▽

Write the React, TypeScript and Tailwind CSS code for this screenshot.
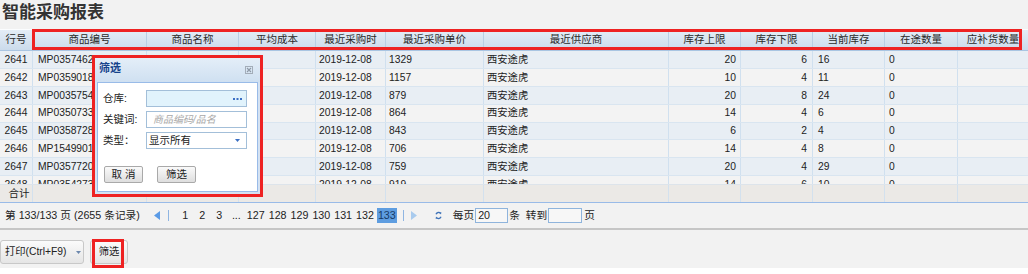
import React from 'react';

type Col = { name: string; w: string; cell: string };

const cols: Col[] = [
  { name: '行号', w: 'w-[33px]', cell: 'justify-center' },
  { name: '商品编号', w: 'w-[114px]', cell: 'justify-start pl-[5px]' },
  { name: '商品名称', w: 'w-[92px]', cell: 'justify-start pl-[4px]' },
  { name: '平均成本', w: 'w-[77px]', cell: 'justify-end pr-[4px]' },
  { name: '最近采购时', w: 'w-[70px]', cell: 'justify-start pl-[3px]' },
  { name: '最近采购单价', w: 'w-[98px]', cell: 'justify-start pl-[3px]' },
  { name: '最近供应商', w: 'w-[185px]', cell: 'justify-start pl-[3px]' },
  { name: '库存上限', w: 'w-[72px]', cell: 'justify-end pr-[4px]' },
  { name: '库存下限', w: 'w-[72px]', cell: 'justify-end pr-[5px]' },
  { name: '当前库存', w: 'w-[72px]', cell: 'justify-start pl-[5px]' },
  { name: '在途数量', w: 'w-[73px]', cell: 'justify-start pl-[4px]' },
  { name: '应补货数量', w: 'w-[70px]', cell: 'justify-start pl-[4px]' },
];

const rows: string[][] = [
  ['2641', 'MP03574621', '', '', '2019-12-08', '1329', '西安途虎', '20', '6', '16', '0', ''],
  ['2642', 'MP03590182', '', '', '2019-12-08', '1157', '西安途虎', '10', '4', '11', '0', ''],
  ['2643', 'MP00357543', '', '', '2019-12-08', '879', '西安途虎', '20', '8', '24', '0', ''],
  ['2644', 'MP03507334', '', '', '2019-12-08', '864', '西安途虎', '14', '4', '6', '0', ''],
  ['2645', 'MP03587285', '', '', '2019-12-08', '843', '西安途虎', '6', '2', '4', '0', ''],
  ['2646', 'MP15499016', '', '', '2019-12-08', '706', '西安途虎', '14', '4', '8', '0', ''],
  ['2647', 'MP03577207', '', '', '2019-12-08', '759', '西安途虎', '20', '4', '29', '0', ''],
  ['2648', 'MP03542738', '', '', '2019-12-08', '919', '西安途虎', '14', '6', '10', '0', ''],
];

const pages = ['1', '2', '3', '...', '127', '128', '129', '130', '131', '132', '133'];

function Refresh() {
  return (
    <svg width="7" height="9" viewBox="0 0 7 9" className="block">
      <path d="M1 3.2 A2.6 2.6 0 0 1 5.6 2.6" fill="none" stroke="#3f73b8" strokeWidth="1.3" />
      <path d="M6 5.8 A2.6 2.6 0 0 1 1.4 6.4" fill="none" stroke="#3f73b8" strokeWidth="1.3" />
      <path d="M4.2 1.4 L6.4 1.2 L6 3.6 Z" fill="#3f73b8" />
      <path d="M2.8 7.6 L0.6 7.8 L1 5.4 Z" fill="#3f73b8" />
    </svg>
  );
}

export default function App() {
  return (
    <div className="relative w-[1028px] h-[268px] bg-[#f2f2f2] overflow-hidden text-[#222] font-['Liberation_Sans','Noto_Sans_CJK_SC',sans-serif]">
      {/* title */}
      <div className="h-[29px] pl-[2px] text-[17px] leading-[21px] font-bold text-[#333] font-['Noto_Sans_CJK_SC',sans-serif]">
        智能采购报表
      </div>

      {/* grid */}
      <div className="text-[10.3px]">
        <div className="flex h-[22px] border-t border-t-[#fbfdff] border-b border-b-[#a9c5e2] bg-gradient-to-b from-[#e4edf6] to-[#cbdbec]">
          {cols.map((c, i) => (
            <div
              key={c.name}
              className={`${c.w} shrink-0 flex items-center justify-center text-[10.5px] text-[#2a2a2a] ${i < cols.length - 1 ? 'border-r border-r-[#b9cee4]' : ''}`}
            >
              {c.name}
            </div>
          ))}
        </div>

        <div className="h-[133px] overflow-hidden">
          {rows.map((r, ri) => (
            <div
              key={ri}
              className={`flex h-[17.9px] border-b border-b-[#d9e5f0] ${ri % 2 === 0 ? 'bg-[#e8eef4]' : 'bg-[#f3f3f3]'}`}
            >
              {r.map((v, ci) => (
                <div
                  key={ci}
                  className={`${cols[ci].w} ${cols[ci].cell} shrink-0 flex items-center overflow-hidden whitespace-nowrap ${ci < cols.length - 1 ? 'border-r border-r-[#d0e0ef]' : ''}`}
                >
                  {v}
                </div>
              ))}
            </div>
          ))}
        </div>

        {/* total row */}
        <div className="flex h-[18px] bg-[#ebe9e6] border-t border-t-[#dde4eb]">
          {cols.map((c, ci) => (
            <div
              key={c.name}
              className={`${c.w} shrink-0 flex items-center justify-center text-[10.5px] ${ci === 0 ? 'pl-[6px]' : ''} ${ci < cols.length - 1 ? 'border-r border-r-[#d3e1ee]' : ''}`}
            >
              {ci === 0 ? '合计' : ''}
            </div>
          ))}
        </div>
      </div>

      {/* pagination */}
      <div className="h-[28px] border-t border-t-[#99bbe8] border-b-2 border-b-[#c6c6c6] flex items-center pl-[5px] text-[10.7px] text-[#222] whitespace-nowrap">
        <span>第 133/133 页 (2655 条记录)</span>
        <svg width="6" height="9" viewBox="0 0 6 9" className="ml-[14px] block">
          <path d="M6 0 L0 4.5 L6 9 Z" fill="#5b9be6" />
        </svg>
        <div className="ml-[8px] w-px h-[11px] bg-[#8fb5e2]" />
        <div className="ml-[9px] flex items-center">
          {pages.map((p) => (
            <span
              key={p}
              className={`min-w-[15px] h-[15px] leading-[15px] px-[1px] mr-[2px] text-center ${p === '133' ? 'bg-[#5e9de0] text-[#163a66]' : ''}`}
            >
              {p}
            </span>
          ))}
        </div>
        <div className="ml-[4px] w-px h-[11px] bg-[#8fb5e2]" />
        <svg width="6" height="9" viewBox="0 0 6 9" className="ml-[7px] block">
          <path d="M0 0 L6 4.5 L0 9 Z" fill="#a9cbee" />
        </svg>
        <div className="ml-[18px]">
          <Refresh />
        </div>
        <span className="ml-[11px]">每页</span>
        <div className="ml-[1px] w-[33px] h-[15px] border border-[#8fb4dc] bg-[#f7f7f7] flex items-center pl-[2px] leading-none">20</div>
        <span className="ml-[1px]">条</span>
        <span className="ml-[6px]">转到</span>
        <div className="ml-[1px] w-[34px] h-[15px] border border-[#8fb4dc] bg-[#f7f7f7]" />
        <span className="ml-[2px]">页</span>
      </div>

      {/* toolbar */}
      <div className="flex items-start pt-[10px] gap-[6px] text-[10.3px] text-[#222]">
        <div className="h-[24px] w-[84px] rounded-[3px] border border-[#c8c8c8] bg-gradient-to-b from-[#fbfbfb] to-[#e5e5e5] flex items-center pl-[4px]">
          <span>打印(Ctrl+F9)</span>
          <svg width="5" height="3" viewBox="0 0 5 3" className="ml-[9px] block">
            <path d="M0 0 L5 0 L2.5 3 Z" fill="#6c88ad" />
          </svg>
        </div>
        <div className="h-[24px] w-[38px] rounded-[3px] border border-[#c8c8c8] bg-gradient-to-b from-[#fbfbfb] to-[#e5e5e5] flex items-center justify-center">
          筛选
        </div>
      </div>

      {/* header annotation box */}
      <div className="absolute left-[32px] top-[29px] w-[990px] h-[21px] border-[3px] border-[#ee2222] pointer-events-none" />

      {/* filter dialog */}
      <div className="absolute left-[92px] top-[55px] w-[171px] h-[142px] border-[3px] border-[#ee2222] bg-[#d4e2f2] text-[10.5px]">
        <div className="h-[24px] bg-gradient-to-b from-[#e4eef8] to-[#cfe0f1] flex items-start justify-between pl-[4px] pr-[7px] pt-[4px]">
          <span className="text-[11px] leading-[12px] font-bold text-[#15428b]">筛选</span>
          <svg width="8" height="8" viewBox="0 0 8 8" className="mt-[4px] block">
            <rect x="0.5" y="0.5" width="7" height="7" fill="none" stroke="#a3adb9" strokeWidth="1" />
            <path d="M2 2 L6 6 M6 2 L2 6" stroke="#8e99a6" strokeWidth="1.1" />
          </svg>
        </div>
        <div className="mx-[2px] h-[110px] bg-white border border-[#99bbe8] pl-[5px] pt-[7px]">
          <div className="flex items-center h-[17px]">
            <span className="w-[43px]">仓库:</span>
            <div className="w-[101px] h-[17px] border border-[#a3bfd9] bg-[#e1f3fc] flex items-center justify-end pr-[4px]">
              <svg width="9" height="2" viewBox="0 0 9 2" className="block">
                <rect x="0" y="0" width="2" height="2" fill="#3a6fc4" />
                <rect x="3.5" y="0" width="2" height="2" fill="#3a6fc4" />
                <rect x="7" y="0" width="2" height="2" fill="#3a6fc4" />
              </svg>
            </div>
          </div>
          <div className="flex items-center h-[17px] mt-[4px]">
            <span className="w-[43px]">关键词:</span>
            <div className="w-[101px] h-[17px] border border-[#a3bfd9] bg-white flex items-center pl-[6px]">
              <span className="italic text-[#a8a8a8] text-[10px]">商品编码/品名</span>
            </div>
          </div>
          <div className="flex items-center h-[17px] mt-[4px]">
            <span className="w-[43px]">类型：</span>
            <div className="w-[101px] h-[17px] border border-[#a3bfd9] bg-white flex items-center justify-between pl-[2px] pr-[6px]">
              <span>显示所有</span>
              <svg width="5" height="3" viewBox="0 0 5 3" className="block">
                <path d="M0 0 L5 0 L2.5 3 Z" fill="#3a6fc4" />
              </svg>
            </div>
          </div>
          <div className="flex items-center mt-[17px] ml-[1px] gap-[14px]">
            <div className="w-[39px] h-[17px] rounded-[2px] border border-[#a9a9a9] bg-gradient-to-b from-[#fafafa] to-[#dedede] flex items-center justify-center">
              取 消
            </div>
            <div className="w-[39px] h-[17px] rounded-[2px] border border-[#a9a9a9] bg-gradient-to-b from-[#fafafa] to-[#dedede] flex items-center justify-center">
              筛选
            </div>
          </div>
        </div>
      </div>

      {/* bottom button annotation box */}
      <div className="absolute left-[92px] top-[239px] w-[32px] h-[29px] border-[3px] border-[#ee2222] pointer-events-none" />
    </div>
  );
}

△

Reproduce the material above exactly, first line through the line that contains "string; w: string;", minus the pictures.

▶ **Correct output**
Write the React, TypeScript and Tailwind CSS code for this screenshot.
import React from 'react';

type Col = { name: string; w: string; cell: string };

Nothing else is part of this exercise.